Early Christian Ireland’s Top 5 Monastic Works of Art

The monks main duties were of course…prayer. Most monasteries would have between 6-8 services a day. When monks were not in prayer, they were usually found on the farm, milking, ploughing and planting crops. However, Irish monks were particularly known for their artistic skills. We thought it would be a good idea to see just how good these monks were. Therefore, here is The Áed’s top 5 Monastic Works of Art

1. The Cathach of St. Columba


One of the earliest Irish illuminated manuscripts, and a treasure of early Christian art, the Cathach of St.
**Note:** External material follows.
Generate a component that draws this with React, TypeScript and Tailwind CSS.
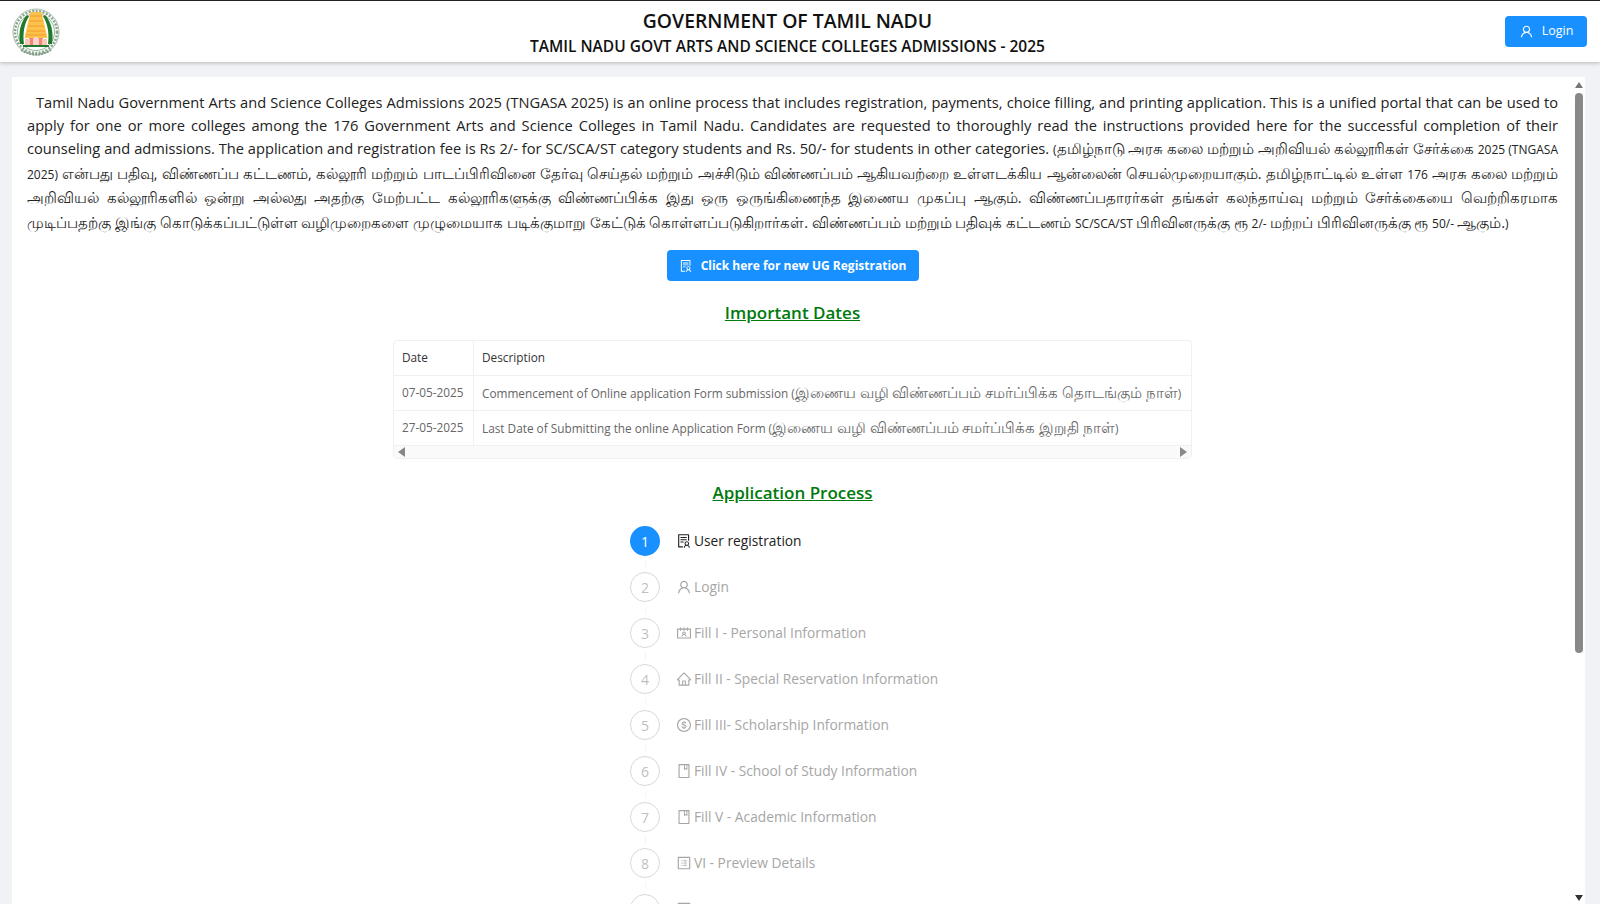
import React from 'react';
import {
    AiOutlineUser, AiOutlineSolution, AiOutlineContacts, AiOutlineHome,
    AiOutlineDollarCircle, AiOutlineBook, AiOutlineProfile
} from 'react-icons/ai';
import { IconType } from 'react-icons';

const FONT = "font-['Open_Sans','Noto_Sans',sans-serif]";

const steps: { label: string; icon: IconType }[] = [
    { label: 'User registration', icon: AiOutlineSolution },
    { label: 'Login', icon: AiOutlineUser },
    { label: 'Fill I - Personal Information', icon: AiOutlineContacts },
    { label: 'Fill II - Special Reservation Information', icon: AiOutlineHome },
    { label: 'Fill III- Scholarship Information', icon: AiOutlineDollarCircle },
    { label: 'Fill IV - School of Study Information', icon: AiOutlineBook },
    { label: 'Fill V - Academic Information', icon: AiOutlineBook },
    { label: 'VI - Preview Details', icon: AiOutlineProfile },
];

const dates = [
    { date: '07-05-2025', text: 'Commencement of Online application Form submission (இணைய வழி விண்ணப்பம் சமர்ப்பிக்க தொடங்கும் நாள்)' },
    { date: '27-05-2025', text: 'Last Date of Submitting the online Application Form (இணைய வழி விண்ணப்பம் சமர்ப்பிக்க இறுதி நாள்)' },
];

const tamilNote = '(தமிழ்நாடு அரசு கலை மற்றும் அறிவியல் கல்லூரிகள் சேர்க்கை 2025 (TNGASA 2025) என்பது பதிவு, விண்ணப்ப கட்டணம், கல்லூரி மற்றும் பாடப்பிரிவினை தேர்வு செய்தல் மற்றும் அச்சிடும் விண்ணப்பம் ஆகியவற்றை உள்ளடக்கிய ஆன்லைன் செயல்முறையாகும். தமிழ்நாட்டில் உள்ள 176 அரசு கலை மற்றும் அறிவியல் கல்லூரிகளில் ஒன்று அல்லது அதற்கு மேற்பட்ட கல்லூரிகளுக்கு விண்ணப்பிக்க இது ஒரு ஒருங்கிணைந்த இணைய முகப்பு ஆகும். விண்ணப்பதாரர்கள் தங்கள் கலந்தாய்வு மற்றும் சேர்க்கையை வெற்றிகரமாக முடிப்பதற்கு இங்கு கொடுக்கப்பட்டுள்ள வழிமுறைகளை முழுமையாக படிக்குமாறு கேட்டுக் கொள்ளப்படுகிறார்கள். விண்ணப்பம் மற்றும் பதிவுக் கட்டணம் SC/SCA/ST பிரிவினருக்கு ரூ 2/- மற்றப் பிரிவினருக்கு ரூ 50/- ஆகும்.)';

// the Tamil fallback font runs small next to the latin one, so tamil runs get their own size
const Mixed = ({ text, tamilClass }: { text: string; tamilClass: string }) => (
    <>
        {text.split(/([\u0B80-\u0BFF][\u0B80-\u0BFF\s.,]*)/).map((part, i) =>
            i % 2 === 1 ? <span key={i} className={tamilClass}>{part}</span> : part
        )}
    </>
);

const Emblem = () => (
    <svg viewBox="0 0 48 52" className="w-12 h-[52px]">
        <circle cx="24" cy="26" r="23" fill="#fbfcfa" stroke="#a9bdac" strokeWidth="1" />
        <circle cx="24" cy="26" r="21" fill="none" stroke="#8aa58f" strokeWidth="2.5" strokeDasharray="2 1.5" />
        <circle cx="24" cy="26" r="18.5" fill="#fff" stroke="#6f9f78" strokeWidth="0.75" />
        <path d="M8 38 C 6 26 9 15 15 9 L 17 10.5 C 12.5 17 10.5 27 12 38 Z" fill="#1f7a2e" />
        <path d="M40 38 C 42 26 39 15 33 9 L 31 10.5 C 35.5 17 37.5 27 36 38 Z" fill="#1f7a2e" />
        <path d="M18.5 6 H29.5 L35.5 32 H12.5 Z" fill="#fdc24a" />
        <path d="M18 10 H30 M17 15 H31 M16 20 H32 M15 25 H33 M14 29 H34" stroke="#f29a2e" strokeWidth="1" />
        <path d="M17 32 H31 V39 H17 Z" fill="#f3857a" />
        <path d="M13 33 H18 V39 H13 Z M30 33 H35 V39 H30 Z" fill="#f8c9b8" />
        <path d="M21 39 V34 a3 3 0 0 1 6 0 V39 Z" fill="#fbd3c8" />
        <path d="M11 39 H37 V41 H11 Z" fill="#1f7a2e" />
        <path d="M9 44 Q24 53 39 44" fill="none" stroke="#7d9a83" strokeWidth="2" strokeDasharray="2 1" />
    </svg>
);

const App = () => {
    return (
        <div className={`h-screen overflow-hidden flex flex-col bg-[#f0f2f5] border-t border-[#222] ${FONT}`}>
            {/* Header */}
            <header className="relative z-10 h-[61px] shrink-0 bg-white shadow-[0_1px_4px_rgba(0,0,0,0.25)] flex items-center justify-between pl-3 pr-[13px]">
                <Emblem />
                <div className="flex-1 text-center pl-[10px] text-[#111] pt-[2px]">
                    <div className="text-[19.35px] leading-[26px] font-semibold">GOVERNMENT OF TAMIL NADU</div>
                    <div className="text-[15.5px] leading-[24px] font-semibold">TAMIL NADU GOVT ARTS AND SCIENCE COLLEGES ADMISSIONS - 2025</div>
                </div>
                <button className="w-[82px] h-[31px] rounded bg-[#1890ff] text-white text-[12.5px] flex items-center justify-center gap-2">
                    <AiOutlineUser className="w-[15px] h-[15px]" />
                    Login
                </button>
            </header>

            {/* Page */}
            <main className="flex-1 min-h-0 pt-[15px] pl-3 pr-[15px]">
                <div className="relative h-full bg-white overflow-hidden pl-[15px] pr-[27px] pt-[14px]">
                    <p className="text-justify text-[14.65px] leading-[23px] text-[#222] indent-[9px]">
                        Tamil Nadu Government Arts and Science Colleges Admissions 2025 (TNGASA 2025) is an online process that includes registration, payments, choice filling, and printing application. This is a unified portal that can be used to apply for one or more colleges among the 176 Government Arts and Science Colleges in Tamil Nadu. Candidates are requested to thoroughly read the instructions provided here for the successful completion of their counseling and admissions. The application and registration fee is Rs 2/- for SC/SCA/ST category students and Rs. 50/- for students in other categories.{' '}
                        <span className="text-[12px] leading-[20px]">
                            <Mixed text={tamilNote} tamilClass="text-[14.5px] leading-[24.5px]" />
                        </span>
                    </p>

                    <div className="flex justify-center mt-[15px]">
                        <button className="w-[252px] h-[31px] rounded bg-[#1890ff] text-white text-[12px] font-bold flex items-center justify-center gap-2">
                            <AiOutlineSolution className="w-[14px] h-[14px]" />
                            Click here for new UG Registration
                        </button>
                    </div>

                    <h2 className="mt-[20px] text-center text-[17px] leading-6 font-semibold text-[#007a0c] underline">Important Dates</h2>

                    {/* Dates table */}
                    <div className="w-[799px] mx-auto mt-[15px] border border-[#f0f0f0] rounded-sm text-[11.8px] text-[#666]">
                        <div className="flex h-[35px] items-center border-b border-[#f0f0f0] text-[#333] font-medium">
                            <div className="w-[80px] shrink-0 px-2 self-stretch flex items-center border-r border-[#f0f0f0]">Date</div>
                            <div className="px-2">Description</div>
                        </div>
                        {dates.map((row) => (
                            <div key={row.date} className="flex h-[35px] items-center border-b border-[#f0f0f0] last:border-b-0">
                                <div className="w-[80px] shrink-0 px-2 self-stretch flex items-center border-r border-[#f0f0f0]">{row.date}</div>
                                <div className="px-2 whitespace-nowrap">
                                    <Mixed text={row.text} tamilClass="text-[14.5px]" />
                                </div>
                            </div>
                        ))}
                        <div className="h-[12px] bg-[#fafafa] flex items-center justify-between px-1 text-[#888]">
                            <svg viewBox="0 0 8 10" className="w-2 h-2.5"><path d="M7 0 V10 L0 5 Z" fill="currentColor" /></svg>
                            <svg viewBox="0 0 8 10" className="w-2 h-2.5"><path d="M1 0 V10 L8 5 Z" fill="currentColor" /></svg>
                        </div>
                    </div>

                    <h2 className="mt-[22px] text-center text-[17px] leading-6 font-semibold text-[#007a0c] underline">Application Process</h2>

                    {/* Steps */}
                    <div className="ml-[603px] mt-[21px] flex flex-col gap-4">
                        {steps.map((step, i) => (
                            <div key={step.label} className="relative flex items-center h-[30px] shrink-0">
                                <div className={`w-[30px] h-[30px] rounded-full flex items-center justify-center text-[14px] ${i === 0 ? 'bg-[#1890ff] text-white' : 'border border-[#d9d9d9] text-[#bfbfbf]'}`}>
                                    {i + 1}
                                </div>
                                <div className={`ml-4 flex items-center gap-[2px] text-[13.75px] ${i === 0 ? 'text-[#222]' : 'text-[#a6a6a6]'}`}>
                                    <step.icon className="w-[16px] h-[16px]" />
                                    {step.label}
                                </div>
                                <div className="absolute left-[15px] top-[34px] w-px h-[8px] bg-[#f5f5f5]" />
                            </div>
                        ))}
                        {/* next step, cut off by the fold */}
                        <div className="flex items-center h-[30px] shrink-0">
                            <div className="w-[30px] h-[30px] rounded-full border border-[#d9d9d9]" />
                            <div className="ml-4 text-[#a6a6a6]">
                                <AiOutlineProfile className="w-[16px] h-[16px]" />
                            </div>
                        </div>
                    </div>

                    {/* Scrollbar */}
                    <div className="absolute right-[2px] top-0 bottom-0 w-2 flex flex-col items-center">
                        <svg viewBox="0 0 8 6" className="w-2 h-1.5 mt-[5px] text-[#777]"><path d="M4 0 L8 6 H0 Z" fill="currentColor" /></svg>
                        <div className="w-2 h-[560px] mt-[5px] rounded-full bg-[#888]" />
                        <svg viewBox="0 0 8 6" className="w-2 h-1.5 mt-auto mb-[3px] text-[#333]"><path d="M0 0 H8 L4 6 Z" fill="currentColor" /></svg>
                    </div>
                </div>
            </main>
        </div>
    );
};

export default App;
Columba (or the Cathach of Colmcille) was supposedly written by St Columba (who died in 597) during the sixth century CE and was associated with the Battle of Cúl Dreimhne (561). However, modern historical scholarship now dates it to the seventh century (c.610-620), thus ruling out any connection with St. Columba. The manuscript, a vellum Psalter, is both damaged and incomplete, and numbers 58 folios/pages (up to 200 X 130 mm in size) featuring the text of Psalms 30:10 to 105:13 in Vulgate Latin. Interpretative headings written in Old Irish appear above the text of the Psalms, making the Cathach the oldest surviving Irish manuscript written (in part) in gaelic, and the world’s second oldest collection of Psalms. The psalter’s name derives from the Irish Gaelic word “cath” meaning battle. “An Cathach” means the battler.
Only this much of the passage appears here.